[PROBLEM] Return every line below as is, leaving out the pictures.

[RECORDED INFORMATION]

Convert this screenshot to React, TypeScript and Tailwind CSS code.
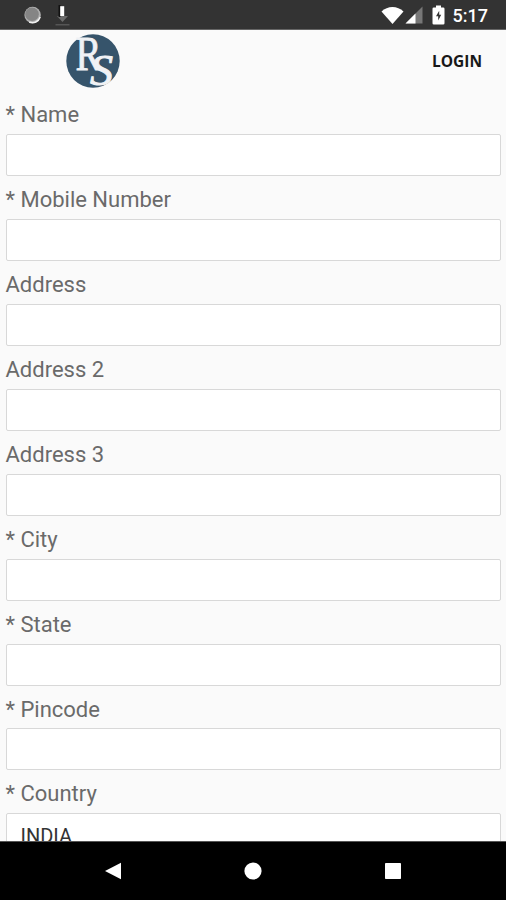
import React from 'react';

interface Field {
  label: string;
  value?: string;
}

const fields: Field[] = [
  { label: '* Name' },
  { label: '* Mobile Number' },
  { label: 'Address' },
  { label: 'Address 2' },
  { label: 'Address 3' },
  { label: '* City' },
  { label: '* State' },
  { label: '* Pincode' },
  { label: '* Country', value: 'INDIA' },
];

function StatusBar() {
  return (
    <div className="h-[30px] shrink-0 bg-[#333333] border-b border-[#666666] flex items-center justify-between pl-6 pr-[18px]">
      <div className="flex items-center gap-[13px]">
        <svg width="18" height="20" viewBox="0 0 18 20">
          <circle cx="8.6" cy="10" r="8.2" fill="#b0b0b0" />
          <circle cx="8" cy="9.2" r="6.8" fill="#858585" />
          <path d="M16.2 12a8 8 0 0 1-11 5" fill="none" stroke="#f2f2f2" strokeWidth="1.4" />
        </svg>
        <svg width="16" height="24" viewBox="0 0 16 24">
          <path d="M2 13h11l-5.5 6z" fill="#6b6b6b" />
          <rect x="3.5" y="2" width="2" height="12" fill="#111111" />
          <rect x="5.2" y="3.2" width="4" height="9.8" fill="#ffffff" />
          <rect x="0.5" y="21" width="14" height="1.5" fill="#555555" />
        </svg>
      </div>
      <div className="flex items-center">
        <svg width="23" height="20" viewBox="0 0 23 20">
          <path d="M0.5 6.5C6.5 0.5 16.5 0.5 22.5 6.5L11.5 19z" fill="#ffffff" />
        </svg>
        <svg className="ml-[1px]" width="18" height="18" viewBox="0 0 18 18">
          <path d="M17.5 0.5v17H0.5z" fill="#777777" />
          <path d="M10.5 7.5v10H0.5z" fill="#ffffff" />
        </svg>
        <svg className="ml-[9px]" width="13" height="20" viewBox="0 0 13 20">
          <path d="M4 0.5h5v2h2.2q1.3 0 1.3 1.3v14.4q0 1.3-1.3 1.3H1.8q-1.3 0-1.3-1.3V3.8q0-1.3 1.3-1.3H4z" fill="#ffffff" />
          <path d="M7.2 5.8L4 11.2H6.2v4.2L9.2 9.8H7.2z" fill="#333333" />
        </svg>
        <span className="ml-[8px] pt-[2px] text-[18px] leading-none font-medium text-white">5:17</span>
      </div>
    </div>
  );
}

// Interlocking monogram: the S is tucked under the leg of the R
function Logo() {
  return (
    <svg className="overflow-visible" width="56" height="56" viewBox="0 0 56 56" aria-label="RS">
      <circle cx="28" cy="28" r="26.7" fill="#36546b" />
      <g fill="#f0f2f5" fontFamily="'Liberation Serif', serif">
        <text x="10.5" y="36.5" fontSize="48" stroke="#f0f2f5" strokeWidth="0.8" textLength="26" lengthAdjust="spacingAndGlyphs">R</text>
        <text x="25" y="51.5" fontSize="44" fontStyle="italic" stroke="#f0f2f5" strokeWidth="1" textLength="23" lengthAdjust="spacingAndGlyphs">S</text>
      </g>
    </svg>
  );
}

export default function App() {
  return (
    <div className="h-[900px] w-full flex flex-col overflow-hidden bg-[#fafafa] font-['Roboto',sans-serif]">
      <StatusBar />

      {/* App header */}
      <header className="h-[62px] shrink-0 flex items-center justify-between pl-[65px] pr-[24px]">
        <Logo />
        <button className="pt-[2px] font-['Open_Sans',sans-serif] text-[15.5px] font-bold text-[#181818]">LOGIN</button>
      </header>

      {/* Registration form, cut off by the navigation bar */}
      <form className="flex-1 min-h-0 overflow-hidden px-[5.5px]">
        {fields.map((field) => (
          <label key={field.label} className="block h-[84.88px]">
            <span className="block h-[42.3px] pt-[8.4px] text-[22px] leading-[30px] text-[#6a6a6a]">
              {field.label}
            </span>
            <input
              type="text"
              defaultValue={field.value}
              className="block w-full h-[42px] rounded-[2px] border border-[#d8d8d8] bg-white px-[14px] pt-[4px] text-[20px] text-[#333333] outline-none"
            />
          </label>
        ))}
      </form>

      {/* System navigation */}
      <nav className="h-[59px] shrink-0 bg-black border-t border-[#555555] flex items-center justify-around pl-[43px] pr-[43px]">
        <svg width="18" height="18" viewBox="0 0 18 18">
          <path d="M17 0.8v16.4L1 9z" fill="#ffffff" />
        </svg>
        <svg width="18" height="18" viewBox="0 0 18 18">
          <circle cx="9" cy="9" r="8.6" fill="#ffffff" />
        </svg>
        <svg width="18" height="18" viewBox="0 0 18 18">
          <rect x="1" y="1" width="16" height="16" rx="0.8" fill="#ffffff" />
        </svg>
      </nav>
    </div>
  );
}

[EXERCISE SOLUTION]
Convert this screenshot to React, TypeScript and Tailwind CSS code.
import React from 'react';

interface Field {
  label: string;
  value?: string;
}

const fields: Field[] = [
  { label: '* Name' },
  { label: '* Mobile Number' },
  { label: 'Address' },
  { label: 'Address 2' },
  { label: 'Address 3' },
  { label: '* City' },
  { label: '* State' },
  { label: '* Pincode' },
  { label: '* Country', value: 'INDIA' },
];

function StatusBar() {
  return (
    <div className="h-[30px] shrink-0 bg-[#333333] border-b border-[#666666] flex items-center justify-between pl-6 pr-[18px]">
      <div className="flex items-center gap-[13px]">
        <svg width="18" height="20" viewBox="0 0 18 20">
          <circle cx="8.6" cy="10" r="8.2" fill="#b0b0b0" />
          <circle cx="8" cy="9.2" r="6.8" fill="#858585" />
          <path d="M16.2 12a8 8 0 0 1-11 5" fill="none" stroke="#f2f2f2" strokeWidth="1.4" />
        </svg>
        <svg width="16" height="24" viewBox="0 0 16 24">
          <path d="M2 13h11l-5.5 6z" fill="#6b6b6b" />
          <rect x="3.5" y="2" width="2" height="12" fill="#111111" />
          <rect x="5.2" y="3.2" width="4" height="9.8" fill="#ffffff" />
          <rect x="0.5" y="21" width="14" height="1.5" fill="#555555" />
        </svg>
      </div>
      <div className="flex items-center">
        <svg width="23" height="20" viewBox="0 0 23 20">
          <path d="M0.5 6.5C6.5 0.5 16.5 0.5 22.5 6.5L11.5 19z" fill="#ffffff" />
        </svg>
        <svg className="ml-[1px]" width="18" height="18" viewBox="0 0 18 18">
          <path d="M17.5 0.5v17H0.5z" fill="#777777" />
          <path d="M10.5 7.5v10H0.5z" fill="#ffffff" />
        </svg>
        <svg className="ml-[9px]" width="13" height="20" viewBox="0 0 13 20">
          <path d="M4 0.5h5v2h2.2q1.3 0 1.3 1.3v14.4q0 1.3-1.3 1.3H1.8q-1.3 0-1.3-1.3V3.8q0-1.3 1.3-1.3H4z" fill="#ffffff" />
          <path d="M7.2 5.8L4 11.2H6.2v4.2L9.2 9.8H7.2z" fill="#333333" />
        </svg>
        <span className="ml-[8px] pt-[2px] text-[18px] leading-none font-medium text-white">5:17</span>
      </div>
    </div>
  );
}

// Interlocking monogram: the S is tucked under the leg of the R
function Logo() {
  return (
    <svg className="overflow-visible" width="56" height="56" viewBox="0 0 56 56" aria-label="RS">
      <circle cx="28" cy="28" r="26.7" fill="#36546b" />
      <g fill="#f0f2f5" fontFamily="'Liberation Serif', serif">
        <text x="10.5" y="36.5" fontSize="48" stroke="#f0f2f5" strokeWidth="0.8" textLength="26" lengthAdjust="spacingAndGlyphs">R</text>
        <text x="25" y="51.5" fontSize="44" fontStyle="italic" stroke="#f0f2f5" strokeWidth="1" textLength="23" lengthAdjust="spacingAndGlyphs">S</text>
      </g>
    </svg>
  );
}

export default function App() {
  return (
    <div className="h-[900px] w-full flex flex-col overflow-hidden bg-[#fafafa] font-['Roboto',sans-serif]">
      <StatusBar />

      {/* App header */}
      <header className="h-[62px] shrink-0 flex items-center justify-between pl-[65px] pr-[24px]">
        <Logo />
        <button className="pt-[2px] font-['Open_Sans',sans-serif] text-[15.5px] font-bold text-[#181818]">LOGIN</button>
      </header>

      {/* Registration form, cut off by the navigation bar */}
      <form className="flex-1 min-h-0 overflow-hidden px-[5.5px]">
        {fields.map((field) => (
          <label key={field.label} className="block h-[84.88px]">
            <span className="block h-[42.3px] pt-[8.4px] text-[22px] leading-[30px] text-[#6a6a6a]">
              {field.label}
            </span>
            <input
              type="text"
              defaultValue={field.value}
              className="block w-full h-[42px] rounded-[2px] border border-[#d8d8d8] bg-white px-[14px] pt-[4px] text-[20px] text-[#333333] outline-none"
            />
          </label>
        ))}
      </form>

      {/* System navigation */}
      <nav className="h-[59px] shrink-0 bg-black border-t border-[#555555] flex items-center justify-around pl-[43px] pr-[43px]">
        <svg width="18" height="18" viewBox="0 0 18 18">
          <path d="M17 0.8v16.4L1 9z" fill="#ffffff" />
        </svg>
        <svg width="18" height="18" viewBox="0 0 18 18">
          <circle cx="9" cy="9" r="8.6" fill="#ffffff" />
        </svg>
        <svg width="18" height="18" viewBox="0 0 18 18">
          <rect x="1" y="1" width="16" height="16" rx="0.8" fill="#ffffff" />
        </svg>
      </nav>
    </div>
  );
}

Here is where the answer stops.